DATA SECTION —
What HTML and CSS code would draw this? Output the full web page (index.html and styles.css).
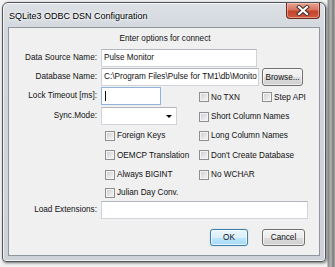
FILE: index.html
```html
<!DOCTYPE html>
<html>
<head>
<meta charset="utf-8">
<link rel="stylesheet" href="styles.css">
</head>
<body>
<div class="window">
  <div class="titlebar">
    <span class="title">SQLite3 ODBC DSN Configuration</span>
    <div class="close">
      <svg width="14" height="11" viewBox="0 0 14 11">
        <path d="M3 2 L11 9 M11 2 L3 9" stroke="#3a2a28" stroke-width="4" stroke-linecap="square"/>
        <path d="M3 2 L11 9 M11 2 L3 9" stroke="#ffffff" stroke-width="2.2" stroke-linecap="square"/>
      </svg>
    </div>
  </div>
  <div class="client">
    <div class="heading">Enter options for connect</div>
    <div class="form">
      <div class="lbl">Data Source Name:</div>
      <div class="field span3"><div class="input w-dsn">Pulse Monitor</div></div>

      <div class="lbl">Database Name:</div>
      <div class="field span3"><div class="input w-db">C:\Program Files\Pulse for TM1\db\Monito</div><div class="btn browse">Browse...</div></div>

      <div class="lbl">Lock Timeout [ms]:</div>
      <div class="field"><div class="input w-lock focus"><span class="caret"></span></div></div>
      <div class="cb"><span class="box"></span>No TXN</div>
      <div class="cb"><span class="box"></span>Step API</div>

      <div class="lbl">Sync.Mode:</div>
      <div class="field"><div class="input select"><span class="arrow"></span></div></div>
      <div class="cb span2"><span class="box"></span>Short Column Names</div>

      <div class="lbl"></div>
      <div class="cb indent"><span class="box"></span>Foreign Keys</div>
      <div class="cb span2"><span class="box"></span>Long Column Names</div>

      <div class="lbl"></div>
      <div class="cb indent"><span class="box"></span>OEMCP Translation</div>
      <div class="cb span2"><span class="box"></span>Don't Create Database</div>

      <div class="lbl"></div>
      <div class="cb indent"><span class="box"></span>Always BIGINT</div>
      <div class="cb span2"><span class="box"></span>No WCHAR</div>

      <div class="lbl"></div>
      <div class="cb indent span3"><span class="box"></span>Julian Day Conv.</div>

      <div class="lbl">Load Extensions:</div>
      <div class="field span3"><div class="input w-ext"></div></div>
    </div>
    <div class="buttons">
      <div class="btn ok">OK</div>
      <div class="btn cancel">Cancel</div>
    </div>
  </div>
</div>
</body>
</html>
```

FILE: styles.css
```css
* { box-sizing: border-box; }
html, body { margin: 0; }
body {
  width: 335px;
  height: 267px;
  padding: 2px 0 0 2px;
  background: linear-gradient(to right, #f2f2f2 0, #f2f2f2 327px, #8e8e8e 328px, #b5b5b5 331px, #7a7a7a 333px, #a8a8a8 335px);
  font-family: "Liberation Sans", Arial, sans-serif;
  font-size: 8.2px;
  color: #111;
  overflow: hidden;
}
.window {
  width: 324px;
  height: 260px;
  border: 1px solid #50555c;
  border-radius: 6px 6px 4px 4px;
  background: linear-gradient(to bottom, #dde1e6 0, #d2d7dd 30px, #cdd2d8 100%);
  box-shadow: inset 0 0 0 1px rgba(255,255,255,0.7), 1px 1px 3px rgba(0,0,0,0.55);
  padding: 0 5px 5px 5px;
  display: flex;
  flex-direction: column;
}
.titlebar {
  height: 24px;
  display: flex;
  align-items: flex-start;
  padding-left: 1px;
}
.title {
  font-family: "Liberation Sans", Arial, sans-serif;
  font-size: 9px;
  line-height: 12px;
  margin-top: 7px;
  color: #000;
  text-shadow: 0 0 5px #fff, 0 0 3px #fff;
}
.close {
  margin-left: auto;
  width: 34px;
  height: 16px;
  border: 1px solid #6e2a1e;
  border-top: none;
  border-radius: 0 0 4px 4px;
  background: linear-gradient(to bottom, #e8a493 0, #d7735e 45%, #c2442c 55%, #cf5a3f 100%);
  box-shadow: inset 0 0 0 1px rgba(255,210,200,0.5);
  display: flex;
  align-items: center;
  justify-content: center;
}
.close svg { display: block; }
.client {
  flex: 1;
  border: 1px solid #8f969e;
  background: #f0f0f0;
  display: flex;
  flex-direction: column;
}
.heading {
  margin-top: 5px;
  line-height: 12px;
  height: 12px;
  text-align: center;
  padding-left: 2px;
}
.form {
  margin-top: 4px;
  display: grid;
  grid-template-columns: 92px 98px 63px 1fr;
  grid-template-rows: 19px 19px 20px 19px 19px 20px 19px 17px 18px;
}
.lbl {
  text-align: right;
  padding-right: 4px;
  line-height: 18px;
  white-space: nowrap;
}
.field { display: flex; align-items: flex-start; }
.span2 { grid-column: span 2; }
.span3 { grid-column: span 3; }
.input {
  height: 18px;
  background: #fff;
  border: 1px solid #d0d4da;
  border-top-color: #b3b6bc;
  line-height: 16px;
  padding-left: 2px;
  white-space: nowrap;
  overflow: hidden;
  position: relative;
}
.w-dsn { width: 156px; }
.w-db { width: 158px; }
.w-lock { width: 60px; }
.w-ext { width: 207px; }
.focus { border-color: #8fb3da; }
.caret {
  position: absolute;
  left: 3px;
  top: 3px;
  width: 1px;
  height: 10px;
  background: #000;
}
.select { width: 76px; }
.arrow {
  position: absolute;
  right: 4px;
  top: 7px;
  width: 0;
  height: 0;
  border-left: 3px solid transparent;
  border-right: 3px solid transparent;
  border-top: 3px solid #000;
}
.cb {
  display: flex;
  align-items: center;
  white-space: nowrap;
  height: 100%;
}
.indent { padding-left: 4px; }
.box {
  width: 10px;
  height: 10px;
  border: 1px solid #8e8f8f;
  background: linear-gradient(135deg, #c9ccd1 0, #e6e7e9 60%, #f7f7f7 100%);
  box-shadow: inset 0 0 0 1px #f3f3f3;
  margin-right: 2px;
  flex: none;
}
.btn {
  border: 1px solid #707070;
  border-radius: 3px;
  background: linear-gradient(to bottom, #f4f4f4 0, #ececec 50%, #dddddd 51%, #cfcfcf 100%);
  box-shadow: inset 0 0 0 1px rgba(255,255,255,0.6);
  display: flex;
  align-items: center;
  justify-content: center;
  white-space: nowrap;
}
.browse {
  width: 41px;
  height: 18px;
  margin-left: 3px;
}
.buttons {
  display: flex;
  justify-content: flex-end;
  gap: 14px;
  margin-top: 10px;
  padding-right: 14px;
}
.ok, .cancel { height: 17px; }
.ok {
  width: 38px;
  border-color: #3c7fb1;
  background: linear-gradient(to bottom, #eaf6fd 0, #d9f0fc 50%, #bee6fd 51%, #a7d9f5 100%);
  box-shadow: inset 0 0 0 1px rgba(255,255,255,0.7), 0 0 1px #6ab;
}
.cancel { width: 43px; }
```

PROBLEM STATEMENT — Restate the data above word for word. Do not include the images.

FINISHED TASK —
What HTML and CSS code would draw this? Output the full web page (index.html and styles.css).
FILE: index.html
```html
<!DOCTYPE html>
<html>
<head>
<meta charset="utf-8">
<link rel="stylesheet" href="styles.css">
</head>
<body>
<div class="window">
  <div class="titlebar">
    <span class="title">SQLite3 ODBC DSN Configuration</span>
    <div class="close">
      <svg width="14" height="11" viewBox="0 0 14 11">
        <path d="M3 2 L11 9 M11 2 L3 9" stroke="#3a2a28" stroke-width="4" stroke-linecap="square"/>
        <path d="M3 2 L11 9 M11 2 L3 9" stroke="#ffffff" stroke-width="2.2" stroke-linecap="square"/>
      </svg>
    </div>
  </div>
  <div class="client">
    <div class="heading">Enter options for connect</div>
    <div class="form">
      <div class="lbl">Data Source Name:</div>
      <div class="field span3"><div class="input w-dsn">Pulse Monitor</div></div>

      <div class="lbl">Database Name:</div>
      <div class="field span3"><div class="input w-db">C:\Program Files\Pulse for TM1\db\Monito</div><div class="btn browse">Browse...</div></div>

      <div class="lbl">Lock Timeout [ms]:</div>
      <div class="field"><div class="input w-lock focus"><span class="caret"></span></div></div>
      <div class="cb"><span class="box"></span>No TXN</div>
      <div class="cb"><span class="box"></span>Step API</div>

      <div class="lbl">Sync.Mode:</div>
      <div class="field"><div class="input select"><span class="arrow"></span></div></div>
      <div class="cb span2"><span class="box"></span>Short Column Names</div>

      <div class="lbl"></div>
      <div class="cb indent"><span class="box"></span>Foreign Keys</div>
      <div class="cb span2"><span class="box"></span>Long Column Names</div>

      <div class="lbl"></div>
      <div class="cb indent"><span class="box"></span>OEMCP Translation</div>
      <div class="cb span2"><span class="box"></span>Don't Create Database</div>

      <div class="lbl"></div>
      <div class="cb indent"><span class="box"></span>Always BIGINT</div>
      <div class="cb span2"><span class="box"></span>No WCHAR</div>

      <div class="lbl"></div>
      <div class="cb indent span3"><span class="box"></span>Julian Day Conv.</div>

      <div class="lbl">Load Extensions:</div>
      <div class="field span3"><div class="input w-ext"></div></div>
    </div>
    <div class="buttons">
      <div class="btn ok">OK</div>
      <div class="btn cancel">Cancel</div>
    </div>
  </div>
</div>
</body>
</html>
```

FILE: styles.css
```css
* { box-sizing: border-box; }
html, body { margin: 0; }
body {
  width: 335px;
  height: 267px;
  padding: 2px 0 0 2px;
  background: linear-gradient(to right, #f2f2f2 0, #f2f2f2 327px, #8e8e8e 328px, #b5b5b5 331px, #7a7a7a 333px, #a8a8a8 335px);
  font-family: "Liberation Sans", Arial, sans-serif;
  font-size: 8.2px;
  color: #111;
  overflow: hidden;
}
.window {
  width: 324px;
  height: 260px;
  border: 1px solid #50555c;
  border-radius: 6px 6px 4px 4px;
  background: linear-gradient(to bottom, #dde1e6 0, #d2d7dd 30px, #cdd2d8 100%);
  box-shadow: inset 0 0 0 1px rgba(255,255,255,0.7), 1px 1px 3px rgba(0,0,0,0.55);
  padding: 0 5px 5px 5px;
  display: flex;
  flex-direction: column;
}
.titlebar {
  height: 24px;
  display: flex;
  align-items: flex-start;
  padding-left: 1px;
}
.title {
  font-family: "Liberation Sans", Arial, sans-serif;
  font-size: 9px;
  line-height: 12px;
  margin-top: 7px;
  color: #000;
  text-shadow: 0 0 5px #fff, 0 0 3px #fff;
}
.close {
  margin-left: auto;
  width: 34px;
  height: 16px;
  border: 1px solid #6e2a1e;
  border-top: none;
  border-radius: 0 0 4px 4px;
  background: linear-gradient(to bottom, #e8a493 0, #d7735e 45%, #c2442c 55%, #cf5a3f 100%);
  box-shadow: inset 0 0 0 1px rgba(255,210,200,0.5);
  display: flex;
  align-items: center;
  justify-content: center;
}
.close svg { display: block; }
.client {
  flex: 1;
  border: 1px solid #8f969e;
  background: #f0f0f0;
  display: flex;
  flex-direction: column;
}
.heading {
  margin-top: 5px;
  line-height: 12px;
  height: 12px;
  text-align: center;
  padding-left: 2px;
}
.form {
  margin-top: 4px;
  display: grid;
  grid-template-columns: 92px 98px 63px 1fr;
  grid-template-rows: 19px 19px 20px 19px 19px 20px 19px 17px 18px;
}
.lbl {
  text-align: right;
  padding-right: 4px;
  line-height: 18px;
  white-space: nowrap;
}
.field { display: flex; align-items: flex-start; }
.span2 { grid-column: span 2; }
.span3 { grid-column: span 3; }
.input {
  height: 18px;
  background: #fff;
  border: 1px solid #d0d4da;
  border-top-color: #b3b6bc;
  line-height: 16px;
  padding-left: 2px;
  white-space: nowrap;
  overflow: hidden;
  position: relative;
}
.w-dsn { width: 156px; }
.w-db { width: 158px; }
.w-lock { width: 60px; }
.w-ext { width: 207px; }
.focus { border-color: #8fb3da; }
.caret {
  position: absolute;
  left: 3px;
  top: 3px;
  width: 1px;
  height: 10px;
  background: #000;
}
.select { width: 76px; }
.arrow {
  position: absolute;
  right: 4px;
  top: 7px;
  width: 0;
  height: 0;
  border-left: 3px solid transparent;
  border-right: 3px solid transparent;
  border-top: 3px solid #000;
}
.cb {
  display: flex;
  align-items: center;
  white-space: nowrap;
  height: 100%;
}
.indent { padding-left: 4px; }
.box {
  width: 10px;
  height: 10px;
  border: 1px solid #8e8f8f;
  background: linear-gradient(135deg, #c9ccd1 0, #e6e7e9 60%, #f7f7f7 100%);
  box-shadow: inset 0 0 0 1px #f3f3f3;
  margin-right: 2px;
  flex: none;
}
.btn {
  border: 1px solid #707070;
  border-radius: 3px;
  background: linear-gradient(to bottom, #f4f4f4 0, #ececec 50%, #dddddd 51%, #cfcfcf 100%);
  box-shadow: inset 0 0 0 1px rgba(255,255,255,0.6);
  display: flex;
  align-items: center;
  justify-content: center;
  white-space: nowrap;
}
.browse {
  width: 41px;
  height: 18px;
  margin-left: 3px;
}
.buttons {
  display: flex;
  justify-content: flex-end;
  gap: 14px;
  margin-top: 10px;
  padding-right: 14px;
}
.ok, .cancel { height: 17px; }
.ok {
  width: 38px;
  border-color: #3c7fb1;
  background: linear-gradient(to bottom, #eaf6fd 0, #d9f0fc 50%, #bee6fd 51%, #a7d9f5 100%);
  box-shadow: inset 0 0 0 1px rgba(255,255,255,0.7), 0 0 1px #6ab;
}
.cancel { width: 43px; }
```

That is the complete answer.